In those moments the Spirit dwelt in us and “placed” us as children of the Father, and brothers of the Son, and made us hear and cry out: “Abba! Father!” (Rom 8:15; Gal 4:6)

f) When we believe in the presence of Jesus, and in the power of his Spirit in the sacraments, and in their prolongation in the sacramentals; and we confess the fertility and purifying power in the water of baptism, its capacity to impregnate us with Christ through anointing – in fact we have “been anointed by the Holy One” (1 John 2:20) – and we adore the Body and Blood of the Lord in the Eucharist, and we feel that God accompanies us in the words and gestures of the sacramentals. It is the Spirit who gives us faith and teaches us everything we need (cf. John 16:13-15).

g) When we are faithful to the heritage of faith handed down to us, and faithfully guard everything that has been taught to us, it is the Spirit who reminds us of all this (cf. John 14:16), the same Spirit who spoke through the prophets and who shows us the direction of the true footsteps of salvation history.

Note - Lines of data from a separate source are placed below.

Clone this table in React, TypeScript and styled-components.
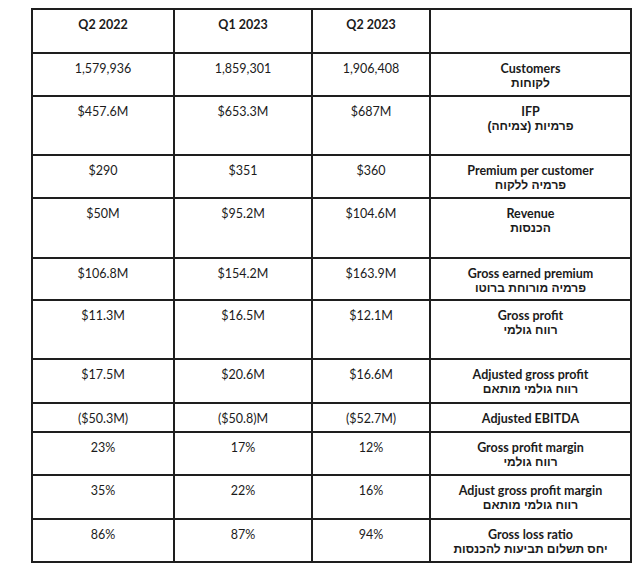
import React from "react";
import styled, { createGlobalStyle } from "styled-components";

const Global = createGlobalStyle`
  html, body { margin: 0; padding: 0; background: #fff; }
  body { font-family: "Lato", "Liberation Sans", sans-serif; color: #1b1b1b; }
`;

const Page = styled.div`
  padding: 8px 0 0 31px;
`;

const Grid = styled.div`
  display: grid;
  grid-template-columns: 140px 136px 116px 199px;
  gap: 2px;
  padding: 2px;
  background: #1e1e1e;
  width: max-content;
`;

const Cell = styled.div<{ $h: number; $bold?: boolean }>`
  background: #fff;
  height: ${(p) => p.$h}px;
  box-sizing: border-box;
  padding-top: 7px;
  text-align: center;
  font-size: 12.5px;
  line-height: 15px;
  font-weight: ${(p) => (p.$bold ? 700 : 400)};
`;

const Label = styled.div`
  font-weight: 700;
`;

const Hebrew = styled.div`
  font-family: "Liberation Sans", "DejaVu Sans", sans-serif;
  font-weight: 700;
  font-size: 12px;
`;

type Row = { vals: string[]; en: string; he?: string; h: number };

const rows: Row[] = [
  { vals: ["1,579,936", "1,859,301", "1,906,408"], en: "Customers", he: "לקוחות", h: 41 },
  { vals: ["$457.6M", "$653.3M", "$687M"], en: "IFP", he: "פרמיות (צמיחה)", h: 57 },
  { vals: ["$290", "$351", "$360"], en: "Premium per customer", he: "פרמיה ללקוח", h: 41 },
  { vals: ["$50M", "$95.2M", "$104.6M"], en: "Revenue", he: "הכנסות", h: 58 },
  { vals: ["$106.8M", "$154.2M", "$163.9M"], en: "Gross earned premium", he: "פרמיה מורוחת ברוטו", h: 40 },
  { vals: ["$11.3M", "$16.5M", "$12.1M"], en: "Gross profit", he: "רווח גולמי", h: 57 },
  { vals: ["$17.5M", "$20.6M", "$16.6M"], en: "Adjusted gross profit", he: "רווח גולמי מותאם", h: 42 },
  { vals: ["($50.3M)", "($50.8)M", "($52.7M)"], en: "Adjusted EBITDA", h: 27 },
  { vals: ["23%", "17%", "12%"], en: "Gross profit margin", he: "רווח גולמי", h: 41 },
  { vals: ["35%", "22%", "16%"], en: "Adjust gross profit margin", he: "רווח גולמי מותאם", h: 42 },
  { vals: ["86%", "87%", "94%"], en: "Gross loss ratio", he: "יחס תשלום תביעות להכנסות", h: 41 },
];

const headers = ["Q2 2022", "Q1 2023", "Q2 2023", ""];

export default function App() {
  return (
    <>
      <Global />
      <Page>
        <Grid>
          {headers.map((h, i) => (
            <Cell key={"h" + i} $h={42} $bold>
              {h}
            </Cell>
          ))}
          {rows.map((r, ri) => (
            <React.Fragment key={ri}>
              {r.vals.map((v, vi) => (
                <Cell key={vi} $h={r.h}>
                  {v}
                </Cell>
              ))}
              <Cell $h={r.h}>
                <Label>{r.en}</Label>
                {r.he && <Hebrew dir="rtl">{r.he}</Hebrew>}
              </Cell>
            </React.Fragment>
          ))}
        </Grid>
      </Page>
    </>
  );
}
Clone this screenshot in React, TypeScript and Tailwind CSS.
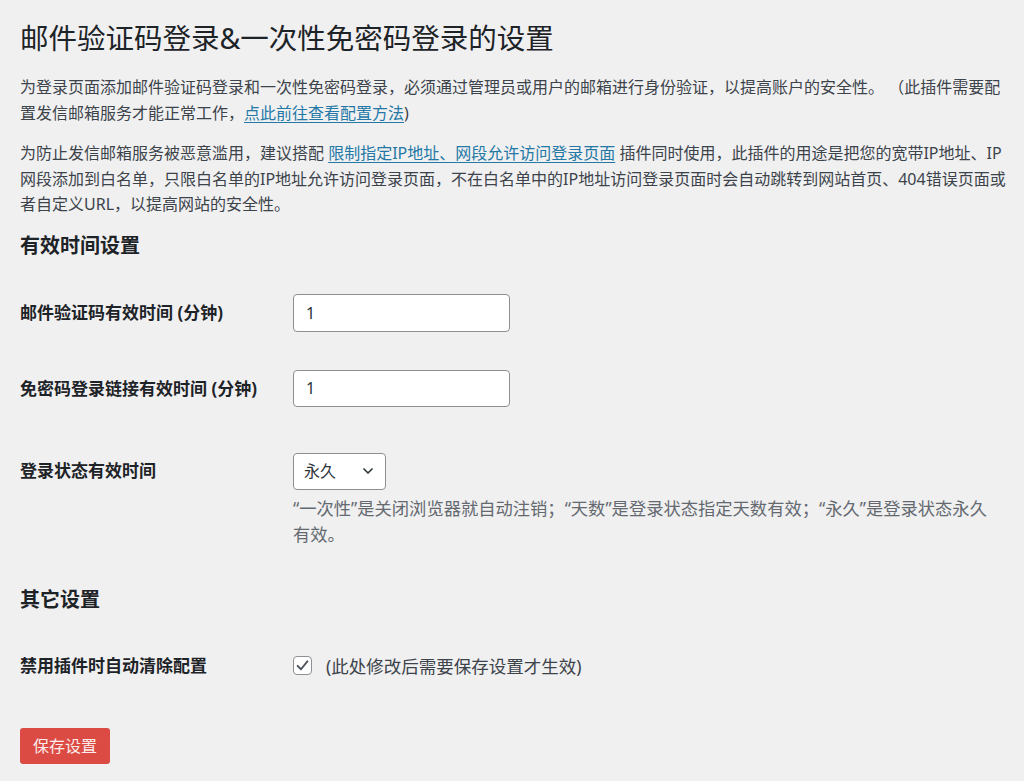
import { ChevronDown } from 'lucide-react';

const font = { fontFamily: '"Noto Sans", "Noto Sans CJK SC", sans-serif' };

const Link = ({ children }: { children: React.ReactNode }) => (
  <a href="#" className="text-[#2478a6] underline underline-offset-[3px] decoration-1">{children}</a>
);

export default function App() {
  return (
    <div style={font} className="min-h-[781px] bg-[#f0f0f1] px-[20px] pt-[20px] text-[#3c434a]">
      <h1 className="text-[28.5px] leading-[36px] font-normal text-[#1d2327] whitespace-nowrap">邮件验证码登录&amp;一次性免密码登录的设置</h1>

      <p className="mt-[19px] text-[16px] leading-[25.5px] whitespace-nowrap">
        <span className="block">为登录页面添加邮件验证码登录和一次性免密码登录，必须通过管理员或用户的邮箱进行身份验证，以提高账户的安全性。 （此插件需要配</span>
        <span className="block">置发信邮箱服务才能正常工作，<Link>点此前往查看配置方法</Link>)</span>
      </p>

      <p className="mt-[15px] text-[16px] leading-[25.5px] whitespace-nowrap">
        <span className="block">为防止发信邮箱服务被恶意滥用，建议搭配 <Link>限制指定IP地址、网段允许访问登录页面</Link> 插件同时使用，此插件的用途是把您的宽带IP地址、IP</span>
        <span className="block">网段添加到白名单，只限白名单的IP地址允许访问登录页面，不在白名单中的IP地址访问登录页面时会自动跳转到网站首页、404错误页面或</span>
        <span className="block">者自定义URL，以提高网站的安全性。</span>
      </p>

      <h2 className="mt-[14px] text-[20px] leading-[28px] font-bold text-[#1d2327]">有效时间设置</h2>

      <div className="mt-[34px] flex items-start">
        <label className="w-[273px] shrink-0 text-[17px] leading-[38px] font-bold text-[#1d2327]">邮件验证码有效时间 (分钟)</label>
        <input
          defaultValue="1"
          className="h-[38px] w-[217px] rounded-[4px] border border-[#8c8f94] bg-white px-[12px] text-[16px] text-[#2c3338] outline-none"
        />
      </div>

      <div className="mt-[38px] flex items-start">
        <label className="w-[273px] shrink-0 text-[17px] leading-[38px] font-bold text-[#1d2327]">免密码登录链接有效时间 (分钟)</label>
        <input
          defaultValue="1"
          className="h-[37px] w-[217px] rounded-[4px] border border-[#8c8f94] bg-white px-[12px] text-[16px] text-[#2c3338] outline-none"
        />
      </div>

      <div className="mt-[45px] flex items-start">
        <label className="w-[273px] shrink-0 text-[17px] leading-[36px] font-bold text-[#1d2327]">登录状态有效时间</label>
        <div>
          <div className="flex h-[37px] w-[93px] items-center justify-between rounded-[4px] border border-[#8c8f94] bg-white pl-[10px] pr-[9px] text-[16px] text-[#2c3338]">
            <span>永久</span>
            <ChevronDown size={16} strokeWidth={2.5} className="text-[#2c3338]" />
          </div>
          <p className="mt-[6px] text-[17.3px] leading-[26px] text-[#646970] whitespace-nowrap">
            <span className="block">“一次性”是关闭浏览器就自动注销；“天数”是登录状态指定天数有效；“永久”是登录状态永久</span>
            <span className="block">有效。</span>
          </p>
        </div>
      </div>

      <h2 className="mt-[38px] text-[20px] leading-[28px] font-bold text-[#1d2327]">其它设置</h2>

      <div className="mt-[39px] flex items-center">
        <label className="w-[273px] shrink-0 text-[17px] leading-[26px] font-bold text-[#1d2327]">禁用插件时自动清除配置</label>
        <span className="flex h-[19px] w-[19px] items-center justify-center rounded-[4px] border border-[#8c8f94] bg-white">
          <svg width="15" height="15" viewBox="0 0 20 20" fill="none">
            <path d="M3.5 10.5 L8 15 L16.5 4.5" stroke="#50575e" strokeWidth="2.6" strokeLinecap="round" strokeLinejoin="round" />
          </svg>
        </span>
        <span className="ml-[14px] text-[17.5px] leading-[26px]">(此处修改后需要保存设置才生效)</span>
      </div>

      <button className="mt-[49px] h-[36px] w-[90px] rounded-[3px] bg-[#dc4b43] text-[16px] text-[#fbeceb]">保存设置</button>
    </div>
  );
}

h) When we believe in the Church, people of God and hierarchy, although it is a Church of people – of saints and sinners – “we believe that the Spirit who governs us and guides our souls to salvation is the same in Christ our Lord, the bridegroom, and in the Church his bride; for our holy mother Church is guided and governed by the same Spirit and our Lord who gave the Ten Commandments.”[2]

* * *

These opportunities afforded our faithful people manifest a good beginning for catechesis in the Holy Spirit, because they are actions of our people that indicate the presence in them of the Spirit: “No one can say, ‘Jesus is the Lord!’ except by the Holy Spirit” (1 Cor 12:3).

Instead of sheltering ourselves behind seemingly pure actions, we are called to direct ourselves to those areas where there are clues that bode well for the path, where we discern a suitable terrain to confirm what can be confirmed, to strengthen what is weak, to correct what has deviated.

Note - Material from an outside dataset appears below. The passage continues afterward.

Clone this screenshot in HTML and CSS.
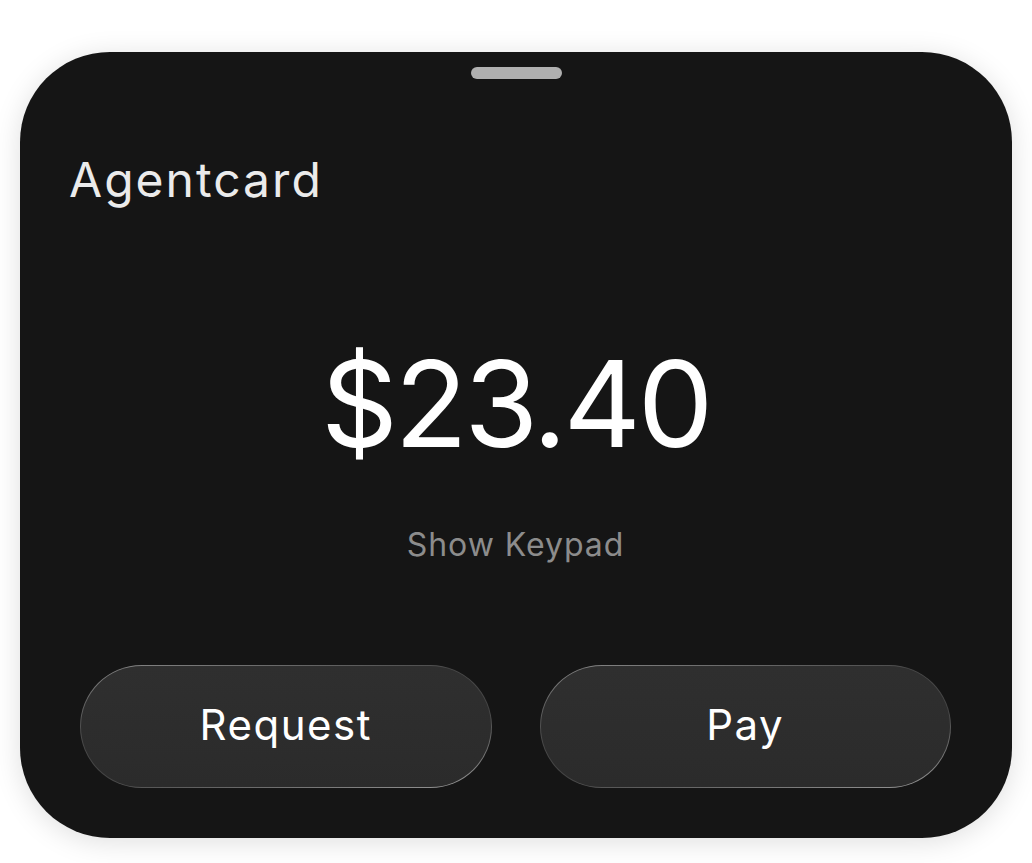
FILE: index.html
```html
<!DOCTYPE html>
<html lang="en">
<head>
<meta charset="utf-8">
<title>Agentcard</title>
<link rel="stylesheet" href="styles.css">
</head>
<body>
<main class="card">
  <div class="handle"></div>
  <h1 class="title">Agentcard</h1>
  <div class="amount">$23.40</div>
  <div class="keypad">Show Keypad</div>
  <div class="actions">
    <button class="btn">Request</button>
    <button class="btn">Pay</button>
  </div>
</main>
</body>
</html>
```
FILE: styles.css
```css
html, body {
  margin: 0;
  padding: 0;
  background: #ffffff;
}
body {
  font-family: Inter, "Noto Sans", sans-serif;
  padding: 52px 20px 25px;
}
.card {
  box-sizing: border-box;
  width: 992px;
  height: 786px;
  background: #151515;
  border-radius: 90px;
  box-shadow: 0 4px 28px rgba(0, 0, 0, 0.13);
  display: flex;
  flex-direction: column;
  padding: 15px 61px 0 60px;
}
.handle {
  align-self: center;
  width: 91px;
  height: 12px;
  border-radius: 6px;
  background: #b0b0b0;
  margin-left: 1px;
}
.title {
  margin: 72px 0 0 -11px;
  font-size: 48px;
  line-height: 58px;
  font-weight: 400;
  color: #ebebeb;
  letter-spacing: 0.042em;
}
.amount {
  margin-top: 122px;
  text-align: center;
  font-size: 120px;
  line-height: 145px;
  font-weight: 400;
  color: #ffffff;
  letter-spacing: -0.028em;
}
.keypad {
  margin-top: 49px;
  text-align: center;
  font-size: 32px;
  line-height: 39px;
  color: #8c8c8c;
  letter-spacing: 0.03em;
}
.actions {
  margin-top: 101px;
  display: flex;
  gap: 48px;
}
.btn {
  flex: 1;
  height: 123px;
  border-radius: 62px;
  border: 1.5px solid transparent;
  background:
    linear-gradient(180deg, #2f2f2f, #2b2b2b) padding-box,
    linear-gradient(170deg, #8a8a8a 0%, #4a4a4a 35%, #444444 60%, #9a9a9a 100%) border-box;
  color: #ffffff;
  font-family: Inter, "Noto Sans", sans-serif;
  font-size: 42px;
  font-weight: 400;
  letter-spacing: 0.036em;
  line-height: 1;
  padding: 0 0 4px;
}
```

It is an alternative path between the comfortable naivety of those who say, “everything’s OK” and the over-critical attitude behind which ideological assumptions are hidden, which end up destroying what had begun by not understanding.

We should model our pastoral care on the same hope with which the Church encourages us to pray for the dying: “We commend to you, Lord, this soul who did not deny the Father, the Son and the Holy Spirit,” doing justice to the wonders that God works in our faithful.

Faithfulness to the Spirit

It seems to us that there are three key steps to teach fidelity to the Spirit. We formulate them in this way:

1) Recognition of the Spirit as a personal being. The pastoral suggestions we have expressed, centered on the statement: “You know him because he remains with you,” tend to strengthen faith in a person who “dwells,” who “shouts,” who “works”…

Although it is true that the Spirit is called to signify, in the Trinity, God’s ineffability, this does not justify silence in our catechesis about the Spirit, even when we speak to our simple people.

2) Consciousness that the Spirit is a place of encounter with the Father and the Son. In certain current movements there is a danger that a “subordinationism” will operate in reverse. Unwittingly, the Spirit is confused with any “spirit” – generally with one’s own – and consequently the Father is ordered to follow our plans, and the Son directed to save the world in our way, and the Church is told how it must continue the work of salvation.

Someone once said, “We all have a little bird in our head; but the trouble is that some believe it is the Holy Spirit.”

3) Obedience to the Spirit, and not manipulation of it. It is the Spirit “who has spoken through the prophets,” as our Creed confesses, indicating that the same Spirit is present in all of human history, giving it unity and meaning.

It is the Spirit of synthesis and not of dead-end contradictions; and we know that the Spirit overcomes dead-end contradictions such as “charism versus institutions,” “utopias versus realities” etc.

It is the Spirit who reconciles us with our creaturely state as a condition of access to our dignity as children, and it is the Spirit who persuades us that history does not begin and does not end with us.[3]


DOI: La Civiltà Cattolica, En. Ed. Vol. 4, no. 08 art. 4, 0620: 10.32009/22072446.0820.4

[1] Cyril of Alexandria, Thesaurus de sancta et consubstantiali Trinitate, 34.

[2] Ignatius of Loyola, Spiritual Exercises, No. 365. Saint Ignatius, in his Preaching on Christian doctrine (a report describing the apostolate in Rome in Italian), also said: “Since the Church is a congregation of the Christian faithful, and is enlightened and governed by the Lord our God, we must understand that the same Lord of ours who has given the Ten Commandments, is the principal donor of those who give to the Church, so that the rest of us in every obedience and service of His Majesty may more surely be saved.”

[3] This text is taken from M. Á. Fiorito, Escritos, III, Rome, La Civiltà Cattolica, 2019, 339-346.